Miscalculation of moon temperature led to Chandrayaan's early termination

      A senior official at the Indian Space Research Organisation (ISRO) has candidly admitted that scientists miscalculated the temperature of the moon and that this had led to the early termination of the Chandrayaan-I mission last month. Dr T K Alex, director, ISRO Satellite Centre, Bangalore, said: "We assumed that the temperature at 100km above the Moon's surface would be around 75 degrees Celsius. However, it was more than 75 degrees and problems started to surface. We had to raise the orbit to 200km." In May, ISRO said it had raised Chandrayaan's orbit to "enable further studies on orbit perturbations, gravitational field variation of the Moon and also enable imaging of the lunar surface with a wider swath". It now transpires that heating problems on the craft had begun as early as November 25, 2008, forcing ISRO to deactivate some of the payloads - there were 11 in all. As a result, some of the experiments could not be carried out which raised questions on whether the pre-launch thermal vacuum test done on the spacecraft at the ISRO Satellite Centre in Bangalore was adequate. In early 2009, the situation improved and Chandrayaan-1 started operating normally. However, the snags resurfaced. This time with the two star sensors of Chandrayaan because of high temperature. The sensors are crucial in determining the orientation of the craft in space. The first star sensor packed up on April 26, and even the back-up sensor failed during the second week of May. ISRO officials said scientists and engineers used ingenious ways to restore Chandrayaan-I by using gyroscopes as a temporary step.
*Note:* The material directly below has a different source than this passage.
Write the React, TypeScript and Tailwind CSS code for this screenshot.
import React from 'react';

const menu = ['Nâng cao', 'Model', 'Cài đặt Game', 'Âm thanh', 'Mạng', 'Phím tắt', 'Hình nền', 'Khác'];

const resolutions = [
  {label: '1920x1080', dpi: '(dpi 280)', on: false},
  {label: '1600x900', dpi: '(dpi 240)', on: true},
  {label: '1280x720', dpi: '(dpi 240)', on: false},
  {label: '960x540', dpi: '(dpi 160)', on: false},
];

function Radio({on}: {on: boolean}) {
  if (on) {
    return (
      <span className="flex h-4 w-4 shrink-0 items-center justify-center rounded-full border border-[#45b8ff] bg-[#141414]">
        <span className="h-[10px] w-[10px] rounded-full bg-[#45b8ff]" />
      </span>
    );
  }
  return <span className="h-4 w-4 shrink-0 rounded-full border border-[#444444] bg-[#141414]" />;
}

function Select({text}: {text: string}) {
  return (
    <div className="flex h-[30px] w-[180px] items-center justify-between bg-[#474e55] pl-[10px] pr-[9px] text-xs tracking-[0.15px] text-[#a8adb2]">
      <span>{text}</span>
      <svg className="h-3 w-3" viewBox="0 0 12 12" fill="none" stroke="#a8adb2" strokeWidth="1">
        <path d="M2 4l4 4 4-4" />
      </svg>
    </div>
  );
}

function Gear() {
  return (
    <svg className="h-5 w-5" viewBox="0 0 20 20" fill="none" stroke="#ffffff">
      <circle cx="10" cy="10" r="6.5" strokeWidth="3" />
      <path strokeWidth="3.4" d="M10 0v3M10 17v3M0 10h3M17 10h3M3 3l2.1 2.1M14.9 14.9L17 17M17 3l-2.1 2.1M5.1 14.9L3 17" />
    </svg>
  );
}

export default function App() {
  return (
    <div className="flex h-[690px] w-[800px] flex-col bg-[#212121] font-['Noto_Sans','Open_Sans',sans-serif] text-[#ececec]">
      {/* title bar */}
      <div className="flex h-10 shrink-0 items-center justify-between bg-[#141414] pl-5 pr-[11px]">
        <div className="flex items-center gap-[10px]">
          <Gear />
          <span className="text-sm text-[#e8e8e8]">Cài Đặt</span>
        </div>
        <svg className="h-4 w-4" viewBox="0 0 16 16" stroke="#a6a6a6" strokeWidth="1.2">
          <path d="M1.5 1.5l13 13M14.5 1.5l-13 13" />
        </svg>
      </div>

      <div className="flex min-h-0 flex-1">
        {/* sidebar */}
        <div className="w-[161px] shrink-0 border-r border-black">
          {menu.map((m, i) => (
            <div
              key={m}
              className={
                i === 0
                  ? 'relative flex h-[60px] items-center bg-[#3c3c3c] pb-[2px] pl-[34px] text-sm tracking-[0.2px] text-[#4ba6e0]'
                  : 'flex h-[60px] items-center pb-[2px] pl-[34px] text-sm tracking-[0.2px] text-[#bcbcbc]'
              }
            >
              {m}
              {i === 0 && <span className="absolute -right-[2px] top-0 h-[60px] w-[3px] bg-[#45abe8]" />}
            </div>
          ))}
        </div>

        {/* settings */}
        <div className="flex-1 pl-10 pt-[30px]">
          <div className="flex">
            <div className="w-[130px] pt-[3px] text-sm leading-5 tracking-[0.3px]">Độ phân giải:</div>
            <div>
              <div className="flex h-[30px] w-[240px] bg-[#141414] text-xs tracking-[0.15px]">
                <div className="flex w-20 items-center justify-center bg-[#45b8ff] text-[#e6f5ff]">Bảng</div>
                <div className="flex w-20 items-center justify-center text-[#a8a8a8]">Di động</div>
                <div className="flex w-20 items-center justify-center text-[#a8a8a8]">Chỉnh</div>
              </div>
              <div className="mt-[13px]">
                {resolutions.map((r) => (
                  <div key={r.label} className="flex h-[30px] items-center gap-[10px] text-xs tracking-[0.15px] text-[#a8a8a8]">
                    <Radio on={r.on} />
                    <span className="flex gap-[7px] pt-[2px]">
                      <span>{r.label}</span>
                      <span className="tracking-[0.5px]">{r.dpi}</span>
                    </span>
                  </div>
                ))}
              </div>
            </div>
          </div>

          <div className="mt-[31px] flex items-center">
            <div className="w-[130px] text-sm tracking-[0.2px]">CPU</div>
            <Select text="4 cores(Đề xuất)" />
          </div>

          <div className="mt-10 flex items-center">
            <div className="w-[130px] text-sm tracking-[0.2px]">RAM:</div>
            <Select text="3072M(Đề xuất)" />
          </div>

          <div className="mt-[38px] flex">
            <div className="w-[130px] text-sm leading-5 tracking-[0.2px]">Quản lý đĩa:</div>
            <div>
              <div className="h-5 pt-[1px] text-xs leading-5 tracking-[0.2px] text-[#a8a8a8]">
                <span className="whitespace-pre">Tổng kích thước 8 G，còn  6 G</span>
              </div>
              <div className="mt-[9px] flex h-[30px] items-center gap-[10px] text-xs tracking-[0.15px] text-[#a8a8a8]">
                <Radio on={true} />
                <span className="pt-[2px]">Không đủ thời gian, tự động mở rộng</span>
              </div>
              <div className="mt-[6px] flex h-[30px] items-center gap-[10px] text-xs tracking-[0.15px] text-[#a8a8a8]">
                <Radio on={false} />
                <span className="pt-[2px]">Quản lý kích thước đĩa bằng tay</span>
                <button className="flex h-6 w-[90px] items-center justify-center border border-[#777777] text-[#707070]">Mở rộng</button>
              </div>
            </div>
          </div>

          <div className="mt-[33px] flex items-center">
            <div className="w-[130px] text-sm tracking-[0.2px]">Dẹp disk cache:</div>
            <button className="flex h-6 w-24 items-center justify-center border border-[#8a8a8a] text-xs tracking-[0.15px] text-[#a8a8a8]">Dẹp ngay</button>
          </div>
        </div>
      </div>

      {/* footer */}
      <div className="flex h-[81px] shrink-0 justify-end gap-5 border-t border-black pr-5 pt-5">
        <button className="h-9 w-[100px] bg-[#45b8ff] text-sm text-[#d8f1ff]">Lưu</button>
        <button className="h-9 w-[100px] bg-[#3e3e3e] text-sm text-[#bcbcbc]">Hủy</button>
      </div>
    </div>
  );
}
The official said much before the official announcement of the project's end on August 30, it had become clear that the two-year mission would be cut short since 95 percent of the scientific goals had been accomplished. Although, ISRO claims that 95% of its planned experiments have been completed, it remains to be known whether payloads designed to operate at a 100-km orbit completed their missions. The issue has triggered a fierce debate on whether ISRO should have declared it a one-year mission right at the beginning rather than an ambitious two-year programme.